The shady Reverend Marlowe, played with a sharp con man’s edge by the wonderful Matt McGrath (Keen Co’s Lonely Planet) will sell you a bible for $2 to find salvation, while systematically attempting to sell freedom for a great deal more. The ploy revolves most dynamically around the topic of simpleton Elias Burke, played fascinatingly by Todd Almond (Public Works’ The Tempest). In his complicated demeanor, he finds the way to tug at our sympathetic heart, like a slice out of Mice and Men. Even with the edge of violence held back, but it is in the solid frame of Marc Kudisch (Broadway’s 9 to 5) as his father, Mr. Burke who tries his best to protect him from the world, that grabs us hard by the throat. His red hot, lush of a wife, the dynamic Luba Mason (York Theatre’s Unexpected Joy) adds another layer of frustrated love and pain, thrilling us all with her “six drops a day” kinda magic, especially when she gets behind that drum set and harnesses all the attention away from almost anyone else.

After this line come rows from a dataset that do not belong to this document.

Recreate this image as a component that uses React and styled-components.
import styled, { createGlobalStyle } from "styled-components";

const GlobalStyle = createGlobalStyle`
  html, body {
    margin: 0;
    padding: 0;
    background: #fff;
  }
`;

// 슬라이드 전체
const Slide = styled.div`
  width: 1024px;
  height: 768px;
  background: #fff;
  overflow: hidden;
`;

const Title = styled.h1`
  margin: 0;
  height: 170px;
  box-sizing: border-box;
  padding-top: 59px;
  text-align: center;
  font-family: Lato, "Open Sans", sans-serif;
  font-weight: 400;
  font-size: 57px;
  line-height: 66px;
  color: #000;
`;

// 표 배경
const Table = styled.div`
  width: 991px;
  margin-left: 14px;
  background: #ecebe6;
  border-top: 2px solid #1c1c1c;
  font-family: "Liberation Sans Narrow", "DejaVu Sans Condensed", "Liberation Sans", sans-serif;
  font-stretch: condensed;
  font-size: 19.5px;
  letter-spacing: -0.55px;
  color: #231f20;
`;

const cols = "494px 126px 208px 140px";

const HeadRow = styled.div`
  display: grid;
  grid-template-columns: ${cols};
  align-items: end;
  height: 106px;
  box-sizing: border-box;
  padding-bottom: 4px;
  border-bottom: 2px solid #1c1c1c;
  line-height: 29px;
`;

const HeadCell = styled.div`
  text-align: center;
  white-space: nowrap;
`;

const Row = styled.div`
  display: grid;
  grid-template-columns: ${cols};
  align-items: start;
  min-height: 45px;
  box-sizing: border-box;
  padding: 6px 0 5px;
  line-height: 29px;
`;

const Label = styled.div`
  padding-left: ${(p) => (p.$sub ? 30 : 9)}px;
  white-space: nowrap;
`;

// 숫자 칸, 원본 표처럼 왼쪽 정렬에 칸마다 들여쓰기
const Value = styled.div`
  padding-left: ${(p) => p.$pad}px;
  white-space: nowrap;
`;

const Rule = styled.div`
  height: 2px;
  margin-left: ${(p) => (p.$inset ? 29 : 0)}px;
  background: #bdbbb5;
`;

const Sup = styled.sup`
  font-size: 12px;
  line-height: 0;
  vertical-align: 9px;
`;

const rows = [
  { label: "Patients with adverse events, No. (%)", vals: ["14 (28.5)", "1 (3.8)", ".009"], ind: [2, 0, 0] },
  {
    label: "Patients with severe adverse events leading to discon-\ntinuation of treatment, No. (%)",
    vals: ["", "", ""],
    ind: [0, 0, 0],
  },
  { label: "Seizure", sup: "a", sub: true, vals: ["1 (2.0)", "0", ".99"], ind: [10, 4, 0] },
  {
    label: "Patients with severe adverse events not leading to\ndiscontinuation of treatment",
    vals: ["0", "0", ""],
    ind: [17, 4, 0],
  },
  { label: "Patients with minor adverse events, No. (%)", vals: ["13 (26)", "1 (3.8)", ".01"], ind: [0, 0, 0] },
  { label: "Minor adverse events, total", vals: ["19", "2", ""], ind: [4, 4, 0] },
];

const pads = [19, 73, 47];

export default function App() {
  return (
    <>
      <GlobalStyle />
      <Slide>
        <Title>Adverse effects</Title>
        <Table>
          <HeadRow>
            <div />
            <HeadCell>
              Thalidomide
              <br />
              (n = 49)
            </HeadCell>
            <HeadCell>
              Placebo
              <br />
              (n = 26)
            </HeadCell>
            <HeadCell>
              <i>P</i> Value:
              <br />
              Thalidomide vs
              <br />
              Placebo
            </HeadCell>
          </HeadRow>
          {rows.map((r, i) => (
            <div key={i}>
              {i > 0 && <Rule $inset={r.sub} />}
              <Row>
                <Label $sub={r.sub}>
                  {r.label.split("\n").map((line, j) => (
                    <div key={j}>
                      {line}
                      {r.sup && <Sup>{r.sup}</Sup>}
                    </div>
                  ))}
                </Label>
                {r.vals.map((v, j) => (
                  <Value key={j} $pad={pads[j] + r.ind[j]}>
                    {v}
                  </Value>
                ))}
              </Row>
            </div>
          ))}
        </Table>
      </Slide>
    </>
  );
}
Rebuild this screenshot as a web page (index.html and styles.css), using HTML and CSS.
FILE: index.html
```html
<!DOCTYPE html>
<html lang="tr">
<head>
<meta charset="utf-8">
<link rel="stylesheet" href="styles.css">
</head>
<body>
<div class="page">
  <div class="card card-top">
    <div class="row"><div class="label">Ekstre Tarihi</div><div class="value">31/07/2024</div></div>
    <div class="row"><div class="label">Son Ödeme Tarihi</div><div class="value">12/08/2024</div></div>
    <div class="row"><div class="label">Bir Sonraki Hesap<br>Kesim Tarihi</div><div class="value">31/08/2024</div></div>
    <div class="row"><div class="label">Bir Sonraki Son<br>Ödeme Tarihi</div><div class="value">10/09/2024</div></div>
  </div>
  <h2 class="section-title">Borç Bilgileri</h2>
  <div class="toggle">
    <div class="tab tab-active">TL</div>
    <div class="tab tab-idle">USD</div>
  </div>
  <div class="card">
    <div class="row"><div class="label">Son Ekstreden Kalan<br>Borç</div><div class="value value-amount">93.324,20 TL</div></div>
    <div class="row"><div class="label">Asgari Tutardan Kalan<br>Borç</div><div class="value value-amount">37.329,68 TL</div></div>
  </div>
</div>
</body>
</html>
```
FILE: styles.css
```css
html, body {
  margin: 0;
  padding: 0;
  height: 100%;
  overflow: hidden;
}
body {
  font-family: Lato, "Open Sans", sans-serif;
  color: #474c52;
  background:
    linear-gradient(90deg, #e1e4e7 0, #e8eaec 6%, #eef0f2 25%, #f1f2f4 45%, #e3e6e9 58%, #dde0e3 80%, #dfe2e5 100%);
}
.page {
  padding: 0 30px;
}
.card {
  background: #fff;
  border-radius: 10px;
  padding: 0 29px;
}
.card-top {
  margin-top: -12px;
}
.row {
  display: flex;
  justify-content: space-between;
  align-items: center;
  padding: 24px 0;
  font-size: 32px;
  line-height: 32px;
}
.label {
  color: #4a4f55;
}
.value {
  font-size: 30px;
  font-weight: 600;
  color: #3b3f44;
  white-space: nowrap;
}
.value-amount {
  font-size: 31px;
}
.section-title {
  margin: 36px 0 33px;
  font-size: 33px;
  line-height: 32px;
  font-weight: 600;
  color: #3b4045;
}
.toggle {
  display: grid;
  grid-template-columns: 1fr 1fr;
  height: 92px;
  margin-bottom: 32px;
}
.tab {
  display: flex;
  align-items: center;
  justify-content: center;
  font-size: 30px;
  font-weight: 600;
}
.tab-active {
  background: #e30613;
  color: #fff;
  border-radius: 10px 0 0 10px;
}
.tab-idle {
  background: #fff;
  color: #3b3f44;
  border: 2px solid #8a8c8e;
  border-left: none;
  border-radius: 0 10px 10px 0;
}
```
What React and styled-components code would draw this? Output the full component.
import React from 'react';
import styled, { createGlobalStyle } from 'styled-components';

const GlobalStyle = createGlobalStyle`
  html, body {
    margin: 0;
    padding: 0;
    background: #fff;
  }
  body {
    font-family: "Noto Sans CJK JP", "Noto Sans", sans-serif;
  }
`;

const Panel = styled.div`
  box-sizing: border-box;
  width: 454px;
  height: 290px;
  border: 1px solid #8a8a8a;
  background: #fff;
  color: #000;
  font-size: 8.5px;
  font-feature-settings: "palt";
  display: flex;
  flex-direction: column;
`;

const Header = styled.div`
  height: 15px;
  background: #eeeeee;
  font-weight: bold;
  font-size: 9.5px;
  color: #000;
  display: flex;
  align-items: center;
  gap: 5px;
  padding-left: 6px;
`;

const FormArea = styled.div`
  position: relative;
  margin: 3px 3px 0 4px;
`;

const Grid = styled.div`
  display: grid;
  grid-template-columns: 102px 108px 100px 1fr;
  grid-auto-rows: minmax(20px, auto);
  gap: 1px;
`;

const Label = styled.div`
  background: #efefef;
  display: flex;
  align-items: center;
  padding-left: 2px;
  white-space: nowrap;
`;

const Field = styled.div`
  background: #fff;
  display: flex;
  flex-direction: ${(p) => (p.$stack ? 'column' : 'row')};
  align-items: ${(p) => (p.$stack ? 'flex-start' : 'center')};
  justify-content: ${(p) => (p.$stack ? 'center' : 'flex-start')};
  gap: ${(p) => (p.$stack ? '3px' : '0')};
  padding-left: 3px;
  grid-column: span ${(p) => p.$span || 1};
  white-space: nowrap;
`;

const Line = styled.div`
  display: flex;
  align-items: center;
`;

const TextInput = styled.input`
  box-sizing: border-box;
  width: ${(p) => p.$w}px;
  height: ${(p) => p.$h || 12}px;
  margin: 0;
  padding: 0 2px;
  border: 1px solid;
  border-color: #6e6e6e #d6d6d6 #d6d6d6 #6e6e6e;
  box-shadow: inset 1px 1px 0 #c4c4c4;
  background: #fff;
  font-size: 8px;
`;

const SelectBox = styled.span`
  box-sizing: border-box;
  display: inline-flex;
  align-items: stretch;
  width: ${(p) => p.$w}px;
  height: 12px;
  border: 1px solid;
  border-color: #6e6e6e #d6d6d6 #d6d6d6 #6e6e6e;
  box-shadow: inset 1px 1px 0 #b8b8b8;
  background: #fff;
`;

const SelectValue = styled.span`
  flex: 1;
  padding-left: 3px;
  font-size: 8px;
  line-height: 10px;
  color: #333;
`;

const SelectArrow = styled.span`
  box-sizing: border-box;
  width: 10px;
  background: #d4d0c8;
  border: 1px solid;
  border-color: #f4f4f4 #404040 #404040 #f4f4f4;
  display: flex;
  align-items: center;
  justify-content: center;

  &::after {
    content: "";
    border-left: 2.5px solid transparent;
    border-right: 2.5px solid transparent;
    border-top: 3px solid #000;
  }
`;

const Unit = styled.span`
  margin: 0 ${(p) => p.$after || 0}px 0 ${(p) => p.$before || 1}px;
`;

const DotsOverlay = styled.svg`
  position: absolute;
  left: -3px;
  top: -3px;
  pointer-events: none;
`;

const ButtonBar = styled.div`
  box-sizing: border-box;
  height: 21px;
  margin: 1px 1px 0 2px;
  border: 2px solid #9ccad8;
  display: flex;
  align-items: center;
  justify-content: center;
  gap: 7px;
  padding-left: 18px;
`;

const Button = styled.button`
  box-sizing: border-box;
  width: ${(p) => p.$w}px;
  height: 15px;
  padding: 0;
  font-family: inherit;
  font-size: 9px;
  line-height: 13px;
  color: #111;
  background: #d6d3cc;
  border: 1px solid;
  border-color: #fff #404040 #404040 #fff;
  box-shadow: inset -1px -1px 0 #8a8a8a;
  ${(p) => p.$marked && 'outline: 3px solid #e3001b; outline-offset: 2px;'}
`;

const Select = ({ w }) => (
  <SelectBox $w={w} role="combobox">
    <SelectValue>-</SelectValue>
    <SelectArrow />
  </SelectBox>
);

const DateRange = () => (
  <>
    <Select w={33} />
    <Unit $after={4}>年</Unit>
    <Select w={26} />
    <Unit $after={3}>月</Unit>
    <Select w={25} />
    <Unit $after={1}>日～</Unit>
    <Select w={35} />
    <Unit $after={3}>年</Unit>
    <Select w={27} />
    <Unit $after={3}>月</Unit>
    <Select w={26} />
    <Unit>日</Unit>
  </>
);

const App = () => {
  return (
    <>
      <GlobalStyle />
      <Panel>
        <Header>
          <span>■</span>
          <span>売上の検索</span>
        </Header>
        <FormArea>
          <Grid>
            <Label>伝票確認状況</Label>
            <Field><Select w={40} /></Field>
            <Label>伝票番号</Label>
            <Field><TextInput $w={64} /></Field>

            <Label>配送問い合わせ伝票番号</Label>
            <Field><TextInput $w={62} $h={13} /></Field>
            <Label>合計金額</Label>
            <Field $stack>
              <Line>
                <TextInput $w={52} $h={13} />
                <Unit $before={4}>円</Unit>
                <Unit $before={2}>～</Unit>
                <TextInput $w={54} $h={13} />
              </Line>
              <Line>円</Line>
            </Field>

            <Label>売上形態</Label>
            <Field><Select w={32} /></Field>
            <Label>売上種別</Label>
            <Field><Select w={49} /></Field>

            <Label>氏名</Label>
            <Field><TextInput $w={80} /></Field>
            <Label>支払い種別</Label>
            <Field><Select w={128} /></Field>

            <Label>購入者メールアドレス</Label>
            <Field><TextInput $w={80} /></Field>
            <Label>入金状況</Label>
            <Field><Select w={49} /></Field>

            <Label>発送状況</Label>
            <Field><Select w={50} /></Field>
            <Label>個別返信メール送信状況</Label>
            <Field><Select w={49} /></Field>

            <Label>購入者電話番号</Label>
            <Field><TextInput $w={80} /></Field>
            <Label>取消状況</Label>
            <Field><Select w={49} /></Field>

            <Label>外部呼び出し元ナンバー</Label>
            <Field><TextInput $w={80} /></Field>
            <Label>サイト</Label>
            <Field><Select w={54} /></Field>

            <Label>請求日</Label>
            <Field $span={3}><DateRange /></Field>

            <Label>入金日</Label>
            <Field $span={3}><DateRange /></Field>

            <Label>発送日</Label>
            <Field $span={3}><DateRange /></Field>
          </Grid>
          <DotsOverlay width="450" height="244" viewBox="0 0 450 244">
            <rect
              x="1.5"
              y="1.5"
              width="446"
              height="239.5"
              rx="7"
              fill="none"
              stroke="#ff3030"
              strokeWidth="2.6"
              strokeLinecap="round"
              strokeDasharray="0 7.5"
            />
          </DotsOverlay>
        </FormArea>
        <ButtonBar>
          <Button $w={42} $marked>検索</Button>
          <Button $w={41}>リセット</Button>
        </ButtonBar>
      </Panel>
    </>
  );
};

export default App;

She demands from us with ease, much like the talented ensemble; Matthew Frederick Harris, John Schiappa, Rachel Stern, Chelsea Lee Williams, who broaden the landscape with their presence. They raise the roof with their illustrious singing, dancing, and emotive silhouettes, creating a piece of lustrous beauty and poetic emotionality that swings deep, infusing our souls with the smell of bourbon and compassion. The music wraps us in sadness and warmth all at once, like the smell of that dark liquid on a cold night. It ushers us into and out of something so mystically beautiful that it is almost too difficult to pin down. And why would we want to. It’s a coat that I’d love to wrap myself up in again and again. I guess that’s part of the magic of Dylan. Something I wasn’t aware of until now.